I am, me. I am a warrior. I am a survivor. I am a magician. I am a leader. I am…..I am….a mother and that makes me a superhero! I am the face of “I don’t feel that well but it’s nothing a little cup of theraflu can’t fix. I have things to do.” I am the home remedy specialist when it comes to taking care of myself. Besides if you know anything about me, you know I am the single mother of 5 kids and I have worked hard to be in the position I am in.
What if we teach our daughters and granddaughters that self sacrifice isn’t a requirement. What if we told that single mama that it’s ok for her to take an hour and go to Barnes and noble and get lost in a book. That, that one hour you are spending on yourself isn’t selfish it is needed. What if, we teach our warriors to truly listen to their body, before their body sits them down. These past 3 days not being able to really move and being in extreme pain, helped me to realize that everyone/everything needs time to rejuvenate. These past 3 days have taught me that I am not invincible and even Q the warrior has to rest. These past 3 days not being able to do the things I’m used to doing has taught me not to forget myself, while taking care of others.
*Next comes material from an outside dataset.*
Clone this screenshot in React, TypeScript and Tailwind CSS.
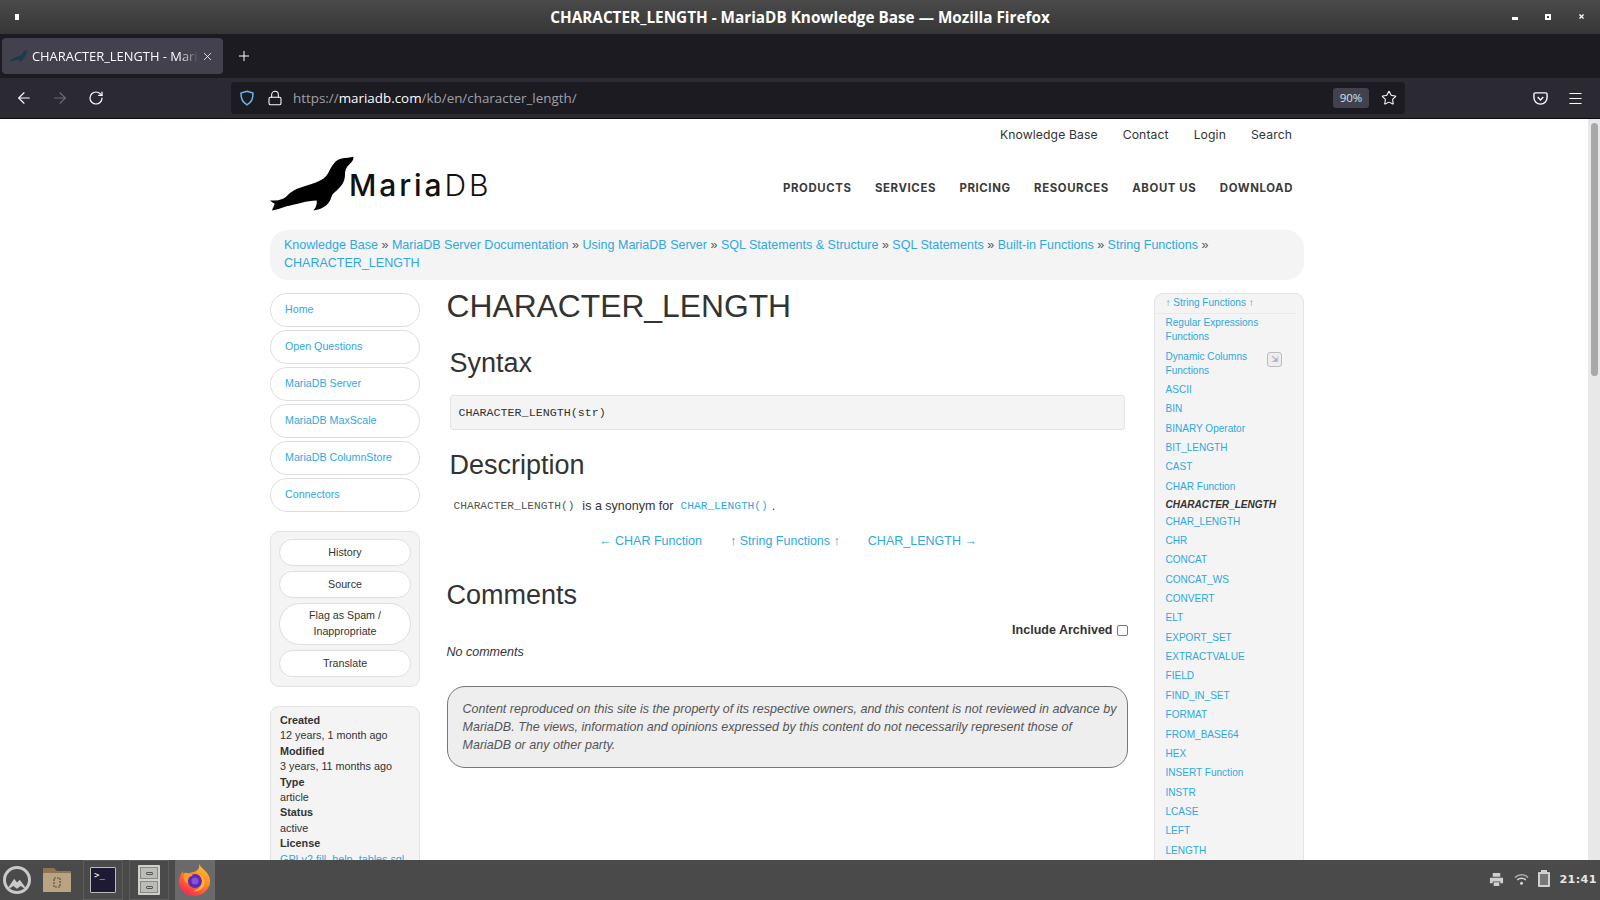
import { ArrowLeft, ArrowRight, Lock, Menu, Plus, RotateCw, Star, X } from "lucide-react";

const sans = "font-['Liberation_Sans',Arial,sans-serif]";
const mono = "font-['Liberation_Mono','Courier_New',monospace]";

const crumbs = [
  "Knowledge Base",
  "MariaDB Server Documentation",
  "Using MariaDB Server",
  "SQL Statements & Structure",
  "SQL Statements",
  "Built-in Functions",
  "String Functions",
];

const leftNav = ["Home", "Open Questions", "MariaDB Server", "MariaDB MaxScale", "MariaDB ColumnStore", "Connectors"];

const meta = [
  ["Created", "12 years, 1 month ago"],
  ["Modified", "3 years, 11 months ago"],
  ["Type", "article"],
  ["Status", "active"],
];

const rightNav = ["ASCII", "BIN", "BINARY Operator", "BIT_LENGTH", "CAST", "CHAR Function"];
const rightNav2 = [
  "CHR", "CONCAT", "CONCAT_WS", "CONVERT", "ELT", "EXPORT_SET", "EXTRACTVALUE", "FIELD",
  "FIND_IN_SET", "FORMAT", "FROM_BASE64", "HEX", "INSERT Function", "INSTR", "LCASE", "LEFT", "LENGTH", "LOAD_FILE",
];

const sealPath =
  "M280 97 C270 100 258 100 245 102 C225 106 215 125 205 145 C195 165 175 172 150 180 C125 188 100 195 85 210 C75 222 60 230 30 228 C35 233 40 235 44 238 C42 245 38 252 36 258 C50 256 65 250 80 245 C110 240 140 228 170 228 C172 238 168 250 160 258 C180 255 198 248 208 232 C215 222 212 215 222 205 C240 190 255 175 255 150 C255 135 262 125 270 118 C276 112 282 105 280 97 Z";

function Seal({ className }: { className: string }) {
  return (
    <svg viewBox="30 92 255 170" className={className}>
      <path d={sealPath} fill="currentColor" />
    </svg>
  );
}

function Firefox() {
  return (
    <svg viewBox="0 0 32 32" className="h-[32px] w-[32px]">
      <defs>
        <linearGradient id="ff" x1="0.8" y1="0" x2="0.2" y2="1">
          <stop offset="0" stopColor="#ffc72e" />
          <stop offset="0.5" stopColor="#ff7a2a" />
          <stop offset="1" stopColor="#f5215c" />
        </linearGradient>
      </defs>
      <path d="M20 0 C22 4 25 5 28 9 C32 14 32 20 29 24 C26 29 21 32 15 32 C8 32 1 27 0 19 C0 14 1 11 4 7 C4 9 5 11 7 12 C9 9 12 8 15 8 C18 7 21 5 20 0 Z" fill="url(#ff)" />
      <circle cx="16" cy="17" r="7" fill="#5b2bb5" />
      <circle cx="16" cy="17" r="3.5" fill="#8a4fe0" />
      <path d="M5 9 C9 8 12 10 14 12 C10 12 8 15 9 20 C5 18 4 13 5 9 Z" fill="#ff9a2e" />
      <path d="M20 11 C25 12 27 17 25 22 C23 26 18 28 14 27 C19 26 23 22 23 17 C23 15 22 13 20 11 Z" fill="#ffb02e" />
    </svg>
  );
}

function TitleBar() {
  return (
    <div className="relative flex h-[34px] shrink-0 items-center justify-center bg-gradient-to-b from-[#4a4a4a] to-[#363636]">
      <div className="absolute left-[15px] top-[14px] h-[6px] w-[4px] bg-white" />
      <span className="text-[15.3px] font-bold text-white" style={{ fontFamily: "'Open Sans', sans-serif" }}>
        CHARACTER_LENGTH - MariaDB Knowledge Base — Mozilla Firefox
      </span>
      <div className="absolute right-[15px] top-[13px] flex items-center gap-[27px]">
        <div className="mt-[4px] h-[3px] w-[6px] bg-white" />
        <div className="h-[6px] w-[6px] border-2 border-white" />
        <X size={7} strokeWidth={4} className="text-white" />
      </div>
    </div>
  );
}

function TabStrip() {
  return (
    <div className="flex h-[44px] shrink-0 items-center bg-[#1c1b22] pl-[2px]">
      <div className="flex h-[36px] w-[221px] items-center rounded-[4px] bg-[#42414d] pl-[8px]">
        <Seal className="h-[12px] w-[18px] shrink-0 text-[#1b3a4f]" />
        <span className="ml-[4px] w-[167px] overflow-hidden whitespace-nowrap pt-[2px] text-[12.9px] text-[#fbfbfe]" style={{ fontFamily: "'Open Sans', sans-serif", maskImage: "linear-gradient(to right, black 88%, transparent)" }}>
          CHARACTER_LENGTH - MariaDB Knowledge Base
        </span>
        <X size={13} strokeWidth={1.5} className="ml-[2px] shrink-0 text-[#fbfbfe]" />
      </div>
      <Plus size={16} strokeWidth={1.5} className="ml-[13px] text-[#fbfbfe]" />
    </div>
  );
}

function NavBar() {
  return (
    <div className="flex h-[41px] shrink-0 items-center border-b border-[#0c0c0d] bg-[#2b2a33]">
      <ArrowLeft size={18} strokeWidth={1.5} className="ml-[15px] text-[#fbfbfe]" />
      <ArrowRight size={18} strokeWidth={1.5} className="ml-[18px] text-[#6e6d75]" />
      <RotateCw size={16} strokeWidth={1.8} className="ml-[19px] text-[#fbfbfe]" />
      <div className="ml-[127px] flex h-[32px] w-[1174px] items-center rounded-[4px] bg-[#1c1b22] pl-[8px] pr-[8px]">
        <svg viewBox="0 0 16 16" className="h-[16px] w-[16px]" fill="none" stroke="#6ab5ef" strokeWidth="1.5">
          <path d="M8 1.2 L14 3 C14.2 8.5 12 12.6 8 14.8 C4 12.6 1.8 8.5 2 3 Z" />
        </svg>
        <Lock size={16} strokeWidth={1.6} className="ml-[12px] text-[#fbfbfe]" />
        <span className="ml-[10px] text-[13.4px] text-[#a0a0a8]" style={{ fontFamily: "'Open Sans', sans-serif" }}>
          https://<span className="text-[#fbfbfe]">mariadb.com</span>/kb/en/character_length/
        </span>
        <div className="ml-auto flex h-[20px] w-[36px] items-center justify-center rounded-[3px] bg-[#42414d] text-[11.5px] text-[#cfe3f7]" style={{ fontFamily: "'Open Sans', sans-serif" }}>
          90%
        </div>
        <Star size={16} strokeWidth={1.6} className="ml-[12px] text-[#fbfbfe]" />
      </div>
      <svg viewBox="0 0 16 16" className="ml-[128px] h-[15px] w-[15px]" fill="none" stroke="#fbfbfe" strokeWidth="1.5">
        <path d="M2.5 2 H13.5 C14.3 2 15 2.7 15 3.5 V7 C15 11 12 14 8 14 C4 14 1 11 1 7 V3.5 C1 2.7 1.7 2 2.5 2 Z" />
        <path d="M5 6.5 L8 9.5 L11 6.5" />
      </svg>
      <Menu size={17} strokeWidth={1.5} className="ml-[19px] text-[#fbfbfe]" />
    </div>
  );
}

function TopArea() {
  return (
    <div>
      <div className="flex justify-end gap-[25px] pr-[12px] pt-[8px] text-[12.2px] leading-[16px] tracking-[0.1px] text-[#333]" style={{ fontFamily: "Inter, sans-serif" }}>
        <span>Knowledge Base</span>
        <span>Contact</span>
        <span>Login</span>
        <span>Search</span>
      </div>
      <div className="mt-[12px] flex items-start justify-between pr-[11px]">
        <div className="flex h-[55px] w-[221px] items-start">
          <Seal className="h-[57px] w-[85px] shrink-0 text-black" />
          <div className="-ml-[6px] mt-[12px] flex items-baseline text-[30px] leading-[36px] tracking-[2.9px] text-[#111]" style={{ fontFamily: "Inter, sans-serif" }}>
            <span className="font-medium">Maria</span>
            <span className="font-light">DB</span>
          </div>
        </div>
        <div className="mt-[25px] flex gap-[23.5px] text-[11.4px] font-bold leading-[16px] tracking-[0.6px] text-[#3a3a3a]" style={{ fontFamily: "Inter, sans-serif" }}>
          <span>PRODUCTS</span>
          <span>SERVICES</span>
          <span>PRICING</span>
          <span>RESOURCES</span>
          <span>ABOUT US</span>
          <span>DOWNLOAD</span>
        </div>
      </div>
      <div className={`${sans} mt-[20px] rounded-[18px] bg-[#f4f4f4] px-[14px] pb-[8px] pt-[7px] text-[12.53px] leading-[17.5px] text-[#2fa8e0]`}>
        {crumbs.map((c) => (
          <span key={c}>
            {c} <span className="text-[#555]">»</span>{" "}
          </span>
        ))}
        <br />
        CHARACTER_LENGTH
      </div>
    </div>
  );
}

function LeftColumn() {
  return (
    <div className={`${sans} w-[150px] shrink-0 pt-[13px]`}>
      <div className="flex flex-col gap-[3px]">
        {leftNav.map((n) => (
          <div key={n} className="flex h-[34px] items-center rounded-[17px] border border-[#dedede] px-[14px] pb-[1px] text-[10.7px] text-[#2fa8e0]">
            {n}
          </div>
        ))}
      </div>
      <div className="mt-[19px] flex flex-col gap-[5px] rounded-[9px] border border-[#e3e3e3] bg-[#f4f4f4] px-[8px] pb-[9px] pt-[7px] text-center text-[10.7px] text-[#333]">
        <div className="flex h-[27px] items-center justify-center rounded-[14px] border border-[#dedede] bg-white">History</div>
        <div className="flex h-[27px] items-center justify-center rounded-[14px] border border-[#dedede] bg-white">Source</div>
        <div className="flex h-[42px] items-center justify-center rounded-[21px] border border-[#dedede] bg-white px-4 pb-[2px] leading-[16px]">Flag as Spam / Inappropriate</div>
        <div className="flex h-[27px] items-center justify-center rounded-[14px] border border-[#dedede] bg-white">Translate</div>
      </div>
      <div className="mt-[19px] rounded-[9px] border border-[#e3e3e3] bg-[#f4f4f4] px-[9px] pb-[8px] pt-[6px] text-[10.8px] leading-[15.4px] text-[#333]">
        {meta.map(([k, v]) => (
          <div key={k}>
            <div className="font-bold">{k}</div>
            <div>{v}</div>
          </div>
        ))}
        <div className="font-bold">License</div>
        <div className="whitespace-nowrap text-[#2fa8e0]">GPLv2 fill_help_tables.sql</div>
      </div>
    </div>
  );
}

function Main() {
  return (
    <div className={`${sans} w-[681px] shrink-0 text-[#333]`}>
      <h1 className="mt-[5px] text-[31.8px] leading-[42px]">CHARACTER_LENGTH</h1>
      <h2 className="ml-[3px] mt-[20px] text-[27px] leading-[32px]">Syntax</h2>
      <div className={`${mono} ml-[3px] mt-[16px] flex h-[35px] w-[675px] items-center rounded-[3px] border border-[#e3e3e3] bg-[#f4f4f4] px-[8px] pt-[2px] text-[11.7px] text-[#333]`}>
        CHARACTER_LENGTH(str)
      </div>
      <h2 className="ml-[3px] mt-[19px] text-[27px] leading-[32px]">Description</h2>
      <p className="ml-[7px] mt-[16px] flex items-center text-[12.53px] leading-[18px]">
        <span className={`${mono} text-[11.2px] text-[#555]`}>CHARACTER_LENGTH()</span>
        <span className="ml-[8px]">is a synonym for</span>
        <span className={`${mono} ml-[7px] text-[11.2px] text-[#2fa8e0]`}>CHAR_LENGTH()</span>
        <span className="ml-[4px]">.</span>
      </p>
      <div className="mt-[17px] flex justify-center gap-[28px] pl-[2px] text-[12.53px] leading-[18px] text-[#2fa8e0]">
        <span>← CHAR Function</span>
        <span>↑ String Functions ↑</span>
        <span>CHAR_LENGTH →</span>
      </div>
      <h2 className="mt-[29px] text-[27px] leading-[32px]">Comments</h2>
      <div className="mt-[10px] flex items-center justify-end gap-[4px] text-[12.53px] font-bold leading-[18px]">
        Include Archived
        <span className="h-[11px] w-[11px] rounded-[2px] border border-[#767676] bg-white" />
      </div>
      <p className="mt-[4px] text-[12.53px] italic leading-[18px]">No comments</p>
      <div className="mt-[25px] rounded-[18px] border border-[#777] bg-[#eee] pb-[13px] pl-[15px] pr-[10px] pt-[13px] text-[12.53px] italic leading-[18px] text-[#555]">
        Content reproduced on this site is the property of its respective owners, and this content is not reviewed in advance by MariaDB. The views, information and opinions expressed by this content do not necessarily represent those of MariaDB or any other party.
      </div>
    </div>
  );
}

function RightColumn() {
  return (
    <div className={`${sans} h-[800px] w-[150px] shrink-0 rounded-[9px] border border-[#e3e3e3] bg-[#f4f4f4] text-[10.05px] leading-[14px] text-[#2fa8e0]`}>
      <div className="mr-[8px] border-b border-[#e9e9e9] pb-[3px] pl-[10.5px] pt-[2px]">↑ String Functions ↑</div>
      <div className="flex flex-col pl-[10.5px]">
        <div className="mt-[1px] pt-[1px]">Regular Expressions<br />Functions</div>
        <div className="relative mt-[6px]">
          Dynamic Columns<br />Functions
          <div className="absolute right-[21px] top-[2px] flex h-[15px] w-[15px] items-center justify-center rounded-[3px] border border-[#bbb] bg-[#eee] text-[9px] leading-none text-[#999]">⇲</div>
        </div>
        <div className="mt-[5px] flex flex-col gap-[5.35px]">
          {rightNav.map((n) => (
            <div key={n}>{n}</div>
          ))}
        </div>
        <div className="mt-[4px] font-bold italic text-[#333]">CHARACTER_LENGTH</div>
        <div className="mt-[3px]">CHAR_LENGTH</div>
        <div className="mt-[5.35px] flex flex-col gap-[5.35px]">
          {rightNav2.map((n) => (
            <div key={n}>{n}</div>
          ))}
        </div>
      </div>
    </div>
  );
}

function Taskbar() {
  return (
    <div className="flex h-[40px] shrink-0 items-center bg-[#4a4a4a]">
      <div className="ml-[3px] flex h-[28px] w-[28px] items-end justify-center overflow-hidden rounded-full border-[3px] border-[#c9c9c9]">
        <svg viewBox="0 0 24 16" className="w-[22px]">
          <path d="M0 16 L9 3 L12 7 L15 4 L24 16 L16 11 L12 14 L8 11 Z" fill="#c9c9c9" />
        </svg>
      </div>
      <div className="ml-[11px] flex h-[40px] w-[30px] items-center">
        <svg viewBox="0 0 30 26" className="h-[26px] w-[30px]">
          <path d="M1 1 H12 L15 4 H29 V25 H1 Z" fill="#8d7550" />
          <rect x="1" y="6" width="28" height="19" rx="1" fill="#b8a482" />
          <rect x="12" y="11" width="6" height="9" fill="none" stroke="#5e4f37" strokeWidth="1.2" strokeDasharray="2 1" />
        </svg>
      </div>
      <div className="ml-[11px] flex h-[40px] w-[40px] items-center justify-center border border-[#5c5c5c]">
        <div className="h-[26px] w-[26px] rounded-[1px] border border-[#bbb] bg-[#1f1a33] pl-[3px] pt-[1px] text-[9px] leading-[12px] text-white" style={{ fontFamily: "'DejaVu Sans Mono', monospace" }}>
          &gt;_
        </div>
      </div>
      <div className="ml-[6px] flex h-[40px] w-[40px] items-center justify-center border border-[#5c5c5c]">
        <div className="flex h-[30px] w-[22px] flex-col gap-[2px] rounded-[1px] bg-[#d0d0cb] p-[2px]">
          <div className="flex flex-1 items-center justify-center border border-[#888] bg-[#bcbcb6]"><div className="h-[3px] w-[7px] rounded-[1px] border border-[#555]" /></div>
          <div className="flex flex-1 items-center justify-center border border-[#888] bg-[#bcbcb6]"><div className="h-[3px] w-[7px] rounded-[1px] border border-[#555]" /></div>
        </div>
      </div>
      <div className="ml-[6px] flex h-[40px] w-[40px] items-center justify-center bg-[#6a6a6a]">
        <Firefox />
      </div>
      <div className="ml-auto flex items-center pr-[3px]">
        <svg viewBox="0 0 16 16" className="h-[15px] w-[15px]" fill="#d0d0d0">
          <path d="M4 1 H12 V5 H4 Z M1 6 H15 V12 H12 V10 H4 V12 H1 Z M5 11 H11 V15 H5 Z" />
        </svg>
        <svg viewBox="0 0 16 16" className="ml-[10px] h-[15px] w-[15px]" fill="none" stroke="#a8a8a8" strokeWidth="1.6">
          <path d="M1 6 C5 2 11 2 15 6" />
          <path d="M3.5 8.5 C6 6.2 10 6.2 12.5 8.5" stroke="#d8d8d8" />
          <circle cx="8" cy="12" r="1.6" fill="#d8d8d8" stroke="none" />
        </svg>
        <div className="relative ml-[9px] h-[15px] w-[12px] rounded-[1px] border-2 border-[#d0d0d0] bg-[#777]">
          <div className="absolute -top-[4px] left-[1px] h-[2px] w-[6px] bg-[#d0d0d0]" />
        </div>
        <span className="ml-[9px] text-[11.2px] font-bold tracking-[0.4px] text-[#e6e6e6]" style={{ fontFamily: "'DejaVu Sans', sans-serif" }}>
          21:41
        </span>
      </div>
    </div>
  );
}

export default function App() {
  return (
    <div className="flex h-[900px] w-[1600px] flex-col overflow-hidden bg-white">
      <TitleBar />
      <TabStrip />
      <NavBar />
      <div className="flex min-h-0 flex-1">
        <div className="min-w-0 flex-1 overflow-hidden">
          <div className="ml-[270px] w-[1034px]">
            <TopArea />
            <div className="flex justify-between">
              <LeftColumn />
              <Main />
              <div className="pt-[13px]">
                <RightColumn />
              </div>
            </div>
          </div>
        </div>
        <div className="flex w-[12px] shrink-0 justify-center bg-[#e8e8e8] pt-[4px]">
          <div className="h-[253px] w-[7px] rounded-[4px] bg-[#a8a8a8]" />
        </div>
      </div>
      <Taskbar />
    </div>
  );
}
It happened to me. I started running fever! Fever??? Did she say fever!!??? Yep I thought it….did I have covid? I mean I do have a few days left before my second vaccine. Could it have caught up to me? You know what I’m certain it’s a common virus instead. Let me go ahead and whip out this theraflu, get under these blankets and I’ll feel better in the morning! Until I didn’t, I didn’t feel better in the morning I felt worse. The following day I felt so bad it hurt to move. I went to the dr. the first thing tested me for was Covid which came back negative but I was hurting so bad they wanted to do an X-ray. When the dr came back to my room she said “Ms. Rowe how many days were you hurting before the fever kicked in?” I looked at her, to be honest I wasn’t sure. I remember my stomach feeling a bit uncomfortable but I have such a high tolerance for pain, and I’m constantly on the go that I didn’t think much of it. I looked at her for a moment longer hoping she’d just give up on the question give me what I needed to fix me and send me on my way but she didn’t. “Ms. Rowe, how long?” Well looks like she isn’t going to let me out of this question “Ma’am I honestly don’t know.” She paused before she spoke which let me know she was thinking carefully about her choice of words. “Ms. Rowe I don’t know if you fully understand what’s going on. You have diverticulitis, and right now you have an infection in your stomach that we may not be able to treat without hospitalizing you. This can get real serious if infection spreads though out your body. Extremely serious.” I looked at her and tears filled my eyes, partly because of the pain and partly because me the warrior was scared. She wanted to try a round of antibiotics 3 times a day for next 10 days but if my fever didn’t break and didn’t stay broke for 24 hours within the next 48 hours I was getting hospitalized. Today is my first day moving around and getting back to a somewhat normal. My fever has stayed broke for 48 hours and I’m taking my medicine like clock work.
So yes Queen you are a warrior! You are a superhero! You embody strength. But Queen just don’t forget to take time out for you from time to time. Even warriors have to rejuvenate. Listen to your body so that your body doesn’t have to sit you down.
When you think of strength who comes to mind first Wonder Woman, or Lois??? Definitely Wonder Woman. She powerful, she embodies strength. If Wonder Woman ever needed a BFF I would be her lady! Sign me up! Yup that’s me! Powerful, full of strength!!! I think my mother named me the wrong name 😂. But what if strength wasn’t always about the ability to be powerful, or push through, or keep going. What if strength is sometimes the ability to recognize when your body is saying….. “hey there it’s me!! I need you to slow down and take care of me. I’ am running on empty and I need to be filled up.” We have to normalize that kind of strength for our women.